─── DATA EXCERPT ───
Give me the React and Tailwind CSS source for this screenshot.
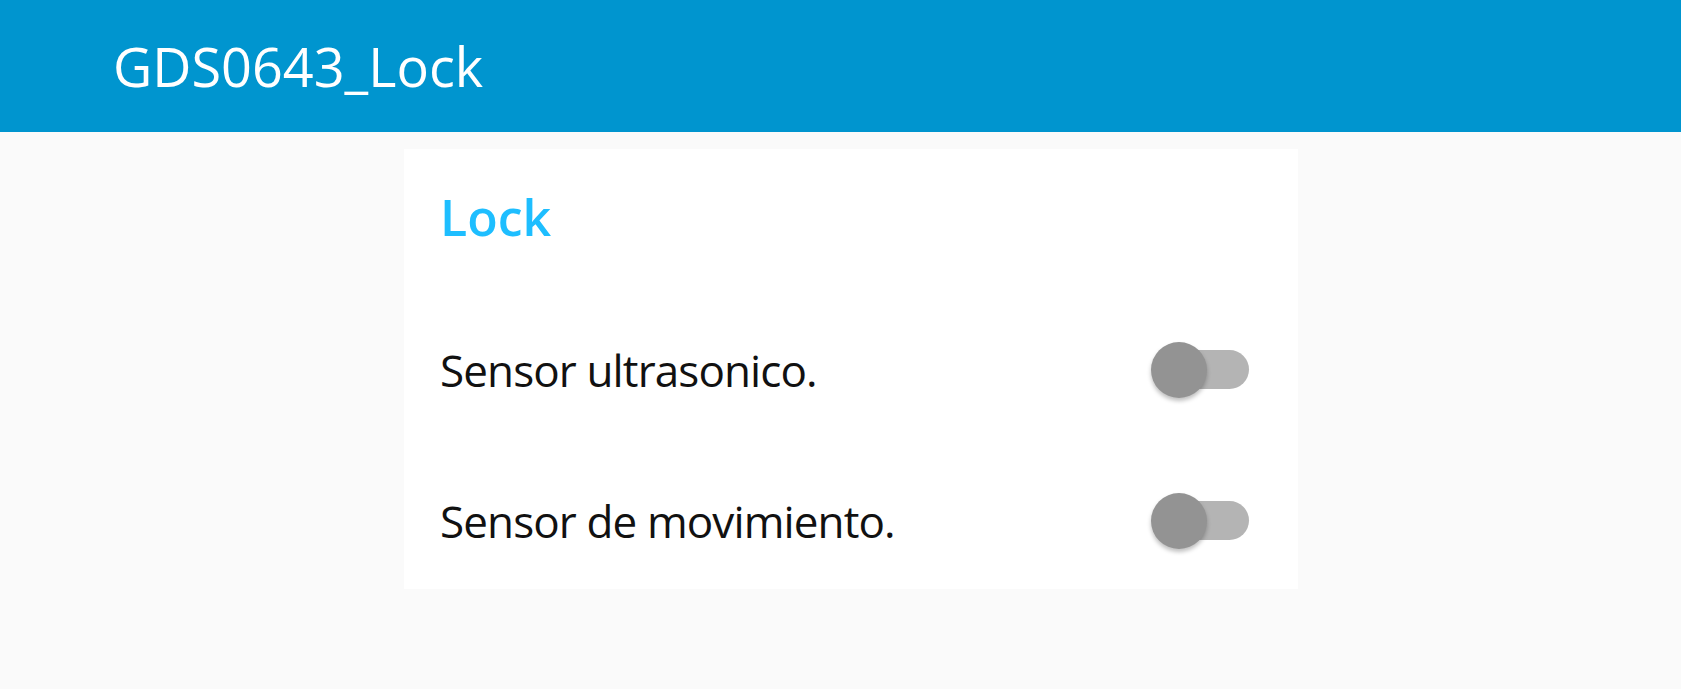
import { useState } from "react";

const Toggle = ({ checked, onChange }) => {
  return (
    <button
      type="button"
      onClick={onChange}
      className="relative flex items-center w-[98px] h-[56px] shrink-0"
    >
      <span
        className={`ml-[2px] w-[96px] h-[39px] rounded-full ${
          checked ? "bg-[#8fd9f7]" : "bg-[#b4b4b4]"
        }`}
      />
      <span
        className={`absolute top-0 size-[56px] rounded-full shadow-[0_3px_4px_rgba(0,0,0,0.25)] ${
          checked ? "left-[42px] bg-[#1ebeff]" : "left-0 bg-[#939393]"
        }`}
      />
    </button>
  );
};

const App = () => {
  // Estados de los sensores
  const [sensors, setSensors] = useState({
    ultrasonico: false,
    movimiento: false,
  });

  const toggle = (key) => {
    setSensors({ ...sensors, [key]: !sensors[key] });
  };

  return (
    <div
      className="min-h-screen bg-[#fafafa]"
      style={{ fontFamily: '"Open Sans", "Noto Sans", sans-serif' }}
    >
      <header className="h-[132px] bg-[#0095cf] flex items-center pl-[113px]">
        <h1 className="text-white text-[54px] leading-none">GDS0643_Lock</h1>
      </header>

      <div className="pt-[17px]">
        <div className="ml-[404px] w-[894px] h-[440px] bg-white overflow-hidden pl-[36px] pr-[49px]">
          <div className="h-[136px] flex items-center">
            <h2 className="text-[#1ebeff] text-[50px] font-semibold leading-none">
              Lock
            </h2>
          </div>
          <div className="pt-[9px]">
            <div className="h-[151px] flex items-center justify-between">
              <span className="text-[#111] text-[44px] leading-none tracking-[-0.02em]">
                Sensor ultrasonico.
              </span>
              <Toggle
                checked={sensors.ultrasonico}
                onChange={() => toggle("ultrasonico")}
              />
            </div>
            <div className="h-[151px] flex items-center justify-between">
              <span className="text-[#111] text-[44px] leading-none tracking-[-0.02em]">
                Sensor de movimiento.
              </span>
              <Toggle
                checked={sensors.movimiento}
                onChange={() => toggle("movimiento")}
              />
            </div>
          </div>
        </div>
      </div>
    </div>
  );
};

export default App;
───
WHAT IS EXPECTED: Transcribe the whole listing, character for character, but not its images.

THE RESULT:
Give me the React and Tailwind CSS source for this screenshot.
import { useState } from "react";

const Toggle = ({ checked, onChange }) => {
  return (
    <button
      type="button"
      onClick={onChange}
      className="relative flex items-center w-[98px] h-[56px] shrink-0"
    >
      <span
        className={`ml-[2px] w-[96px] h-[39px] rounded-full ${
          checked ? "bg-[#8fd9f7]" : "bg-[#b4b4b4]"
        }`}
      />
      <span
        className={`absolute top-0 size-[56px] rounded-full shadow-[0_3px_4px_rgba(0,0,0,0.25)] ${
          checked ? "left-[42px] bg-[#1ebeff]" : "left-0 bg-[#939393]"
        }`}
      />
    </button>
  );
};

const App = () => {
  // Estados de los sensores
  const [sensors, setSensors] = useState({
    ultrasonico: false,
    movimiento: false,
  });

  const toggle = (key) => {
    setSensors({ ...sensors, [key]: !sensors[key] });
  };

  return (
    <div
      className="min-h-screen bg-[#fafafa]"
      style={{ fontFamily: '"Open Sans", "Noto Sans", sans-serif' }}
    >
      <header className="h-[132px] bg-[#0095cf] flex items-center pl-[113px]">
        <h1 className="text-white text-[54px] leading-none">GDS0643_Lock</h1>
      </header>

      <div className="pt-[17px]">
        <div className="ml-[404px] w-[894px] h-[440px] bg-white overflow-hidden pl-[36px] pr-[49px]">
          <div className="h-[136px] flex items-center">
            <h2 className="text-[#1ebeff] text-[50px] font-semibold leading-none">
              Lock
            </h2>
          </div>
          <div className="pt-[9px]">
            <div className="h-[151px] flex items-center justify-between">
              <span className="text-[#111] text-[44px] leading-none tracking-[-0.02em]">
                Sensor ultrasonico.
              </span>
              <Toggle
                checked={sensors.ultrasonico}
                onChange={() => toggle("ultrasonico")}
              />
            </div>
            <div className="h-[151px] flex items-center justify-between">
              <span className="text-[#111] text-[44px] leading-none tracking-[-0.02em]">
                Sensor de movimiento.
              </span>
              <Toggle
                checked={sensors.movimiento}
                onChange={() => toggle("movimiento")}
              />
            </div>
          </div>
        </div>
      </div>
    </div>
  );
};

export default App;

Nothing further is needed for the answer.